The auction was conducted through the multiple-price auction method, under which successful bidders are those who quote yields below the cut-off yield or at the cut-off yield and they get the T-bills at their respective rates of bidding. However, competitive bids accepted for the 91-day T-bills auction was of Rs 6,363.91 crore while competitive bids accepted for the 364-day T-bills auction was Rs 5,000 crore. Liquidity worth Rs 11,364 crore would be out of the system on Thursday as payment by successful bidders for Wednesday’s T-bills auction would be made.
RBI would auction cash management bills on Thurday. RBI would auction cash management bills of 56-days worth Rs 3,000 crore and 28-days worth Rs 3,000 crore.

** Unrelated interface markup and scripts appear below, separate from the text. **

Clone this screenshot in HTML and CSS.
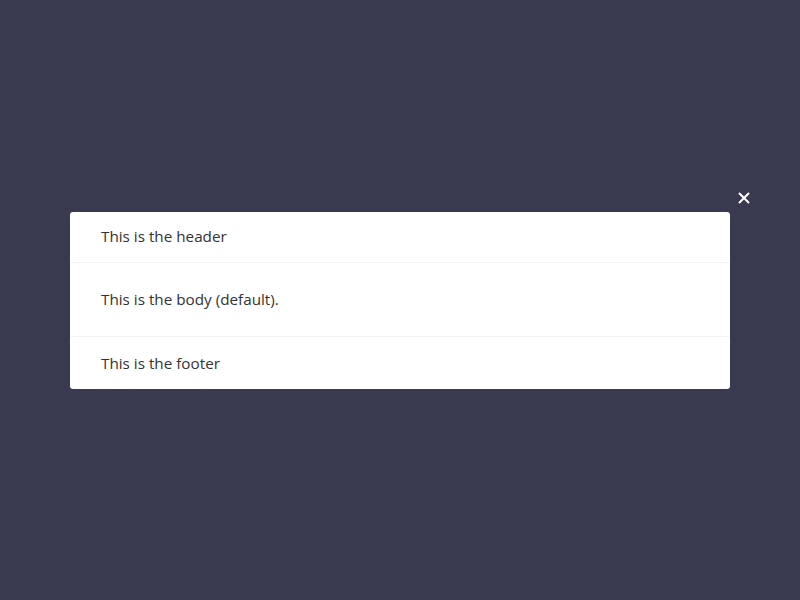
FILE: index.html
```html
<!DOCTYPE html>
<html>
<head>
<meta charset="utf-8">
<link rel="stylesheet" href="styles.css">
</head>
<body>
<div class="overlay">
  <div class="wrap">
    <button class="close" aria-label="Close">
      <svg width="12" height="12" viewBox="0 0 12 12"><path d="M1 1L11 11M11 1L1 11" stroke="#fff" stroke-width="2" stroke-linecap="butt"/></svg>
    </button>
    <div class="modal">
      <div class="header">This is the header</div>
      <div class="body">This is the body (default).</div>
      <div class="footer">This is the footer</div>
    </div>
  </div>
</div>
</body>
</html>
```
FILE: styles.css
```css
html, body {
  margin: 0;
  padding: 0;
  height: 100%;
}
body {
  background: #393a4f;
  font-family: "Open Sans", sans-serif;
  color: #333;
}
.overlay {
  height: 100%;
  display: flex;
  justify-content: center;
  align-items: flex-start;
  padding-top: 212px;
  box-sizing: border-box;
}
.wrap {
  position: relative;
  width: 660px;
}
.close {
  position: absolute;
  right: -21px;
  top: -21px;
  width: 14px;
  height: 14px;
  padding: 0;
  border: 0;
  background: transparent;
  display: flex;
  align-items: center;
  justify-content: center;
}
.modal {
  background: #fff;
  border-radius: 3px;
  font-size: 15.25px;
  line-height: 22px;
}
.header {
  padding: 13px 31px 15px;
  border-bottom: 1px solid #f4f4f5;
}
.body {
  padding: 25px 31px 26px;
  border-bottom: 1px solid #f4f4f5;
}
.footer {
  padding: 15px 31px 15px;
}
```
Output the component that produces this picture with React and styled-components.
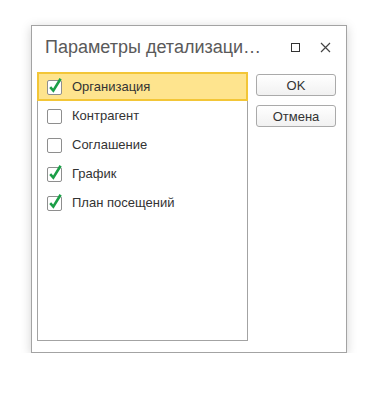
import styled, { createGlobalStyle } from "styled-components";

const Global = createGlobalStyle`
  body {
    margin: 0;
    background: #ffffff;
    font-family: Arial, "Liberation Sans", sans-serif;
  }
`;

const items = [
  { id: 1, name: "Организация", checked: true },
  { id: 2, name: "Контрагент", checked: false },
  { id: 3, name: "Соглашение", checked: false },
  { id: 4, name: "График", checked: true },
  { id: 5, name: "План посещений", checked: true },
];

function Check({ checked }) {
  return (
    <svg width="17" height="17" viewBox="0 -2 17 17">
      <rect x="0.5" y="0.5" width="14" height="14" rx="1.5" fill="#fff" stroke="#8e8e8e" />
      {checked && (
        <path d="M3.2 7.2 L6.3 10.6 L13.6 -1.2" fill="none" stroke="#1b9e47" strokeWidth="2.6" />
      )}
    </svg>
  );
}

export default function App() {
  return (
    <Pagina>
      <Global />
      <Janela>
        <Cabecalho>
          <Titulo>Параметры детализаци…</Titulo>
          <Icones>
            <Quadrado />
            <svg width="11" height="11" viewBox="0 0 11 11">
              <path d="M1 1 L10 10 M10 1 L1 10" stroke="#444" strokeWidth="1.2" />
            </svg>
          </Icones>
        </Cabecalho>
        <Corpo>
          <Lista>
            {items.map((i, idx) => (
              <Linha key={i.id} $ativo={idx === 0}>
                <Check checked={i.checked} />
                <span>{i.name}</span>
              </Linha>
            ))}
          </Lista>
          <Botoes>
            <Botao>OK</Botao>
            <Botao>Отмена</Botao>
          </Botoes>
        </Corpo>
      </Janela>
    </Pagina>
  );
}

const Pagina = styled.div`
padding: 25px 0 0 31px;
`;
const Janela = styled.div`
box-sizing: border-box;
width: 316px;
height: 328px;
border: 1px solid #a3a3a3;
background: #fff;
box-shadow: 0 2px 10px rgba(0, 0, 0, 0.18);
display: flex;
flex-direction: column;
`;
const Cabecalho = styled.div`
height: 46px;
display: flex;
align-items: flex-start;
padding: 10px 15px 0 13px;
box-sizing: border-box;
`;
const Titulo = styled.div`
flex: 1;
font-size: 18px;
line-height: 22px;
color: #5a5a5a;
white-space: nowrap;
`;
const Icones = styled.div`
display: flex;
align-items: center;
gap: 20px;
height: 22px;
`;
const Quadrado = styled.div`
width: 7px;
height: 7px;
border: 1px solid #333;
`;
const Corpo = styled.div`
flex: 1;
display: flex;
padding: 0 10px 11px 5px;
gap: 8px;
`;
const Lista = styled.div`
box-sizing: border-box;
width: 211px;
border: 1px solid #a3a3a3;
`;
const Linha = styled.div`
box-sizing: border-box;
height: 29px;
margin: ${(p) => (p.$ativo ? "-1px -1px 0 -1px" : "0")};
display: flex;
align-items: center;
gap: 8px;
padding-left: ${(p) => (p.$ativo ? "8px" : "9px")};
background: ${(p) => (p.$ativo ? "#fee48e" : "transparent")};
border: ${(p) => (p.$ativo ? "2px solid #f3c637" : "none")};
font-size: 13px;
color: #333;
svg { flex-shrink: 0; }
`;
const Botoes = styled.div`
display: flex;
flex-direction: column;
gap: 9px;
padding-top: 2px;
`;
const Botao = styled.button`
width: 80px;
height: 22px;
border: 1px solid #aaa;
border-radius: 3px;
background: linear-gradient(#ffffff, #f1f1f1);
font-family: Arial, "Liberation Sans", sans-serif;
font-size: 13px;
color: #333;
padding: 0;
`;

According to Dwijendra Srivastava, head of fixed income, Sundaram Asset Management, the auction of cash management bills was announced because if T-bills auction had not been fully subscribed, at least the borrowing could be done through these cash management bills.
Since a majority portion of the T-bills auction got subscribed, auction of cash management bills would result in further liquidity squeeze. “As liquidity will tighten further, short-term rates will inch up from current levels,” said a treasury official of a public sector bank.
Due to liquidity tightening in the inter-bank money market, the weighted average one-day call rates stood at 9.14 per cent on Wednesday, compared with 7.17 per cent on Tuesday. In the secondary market, three-month Commercial Paper rates ended at 10.91 per cent, compared with the previous close of 9.71 per cent. While three-month Certificate of Deposits rate ended at 10.13 per cent, compared with the previous close of 9.39 per cent. According to issuer arrangeRs in the primary market, there were no issuances due to high rates and liquidity squeeze.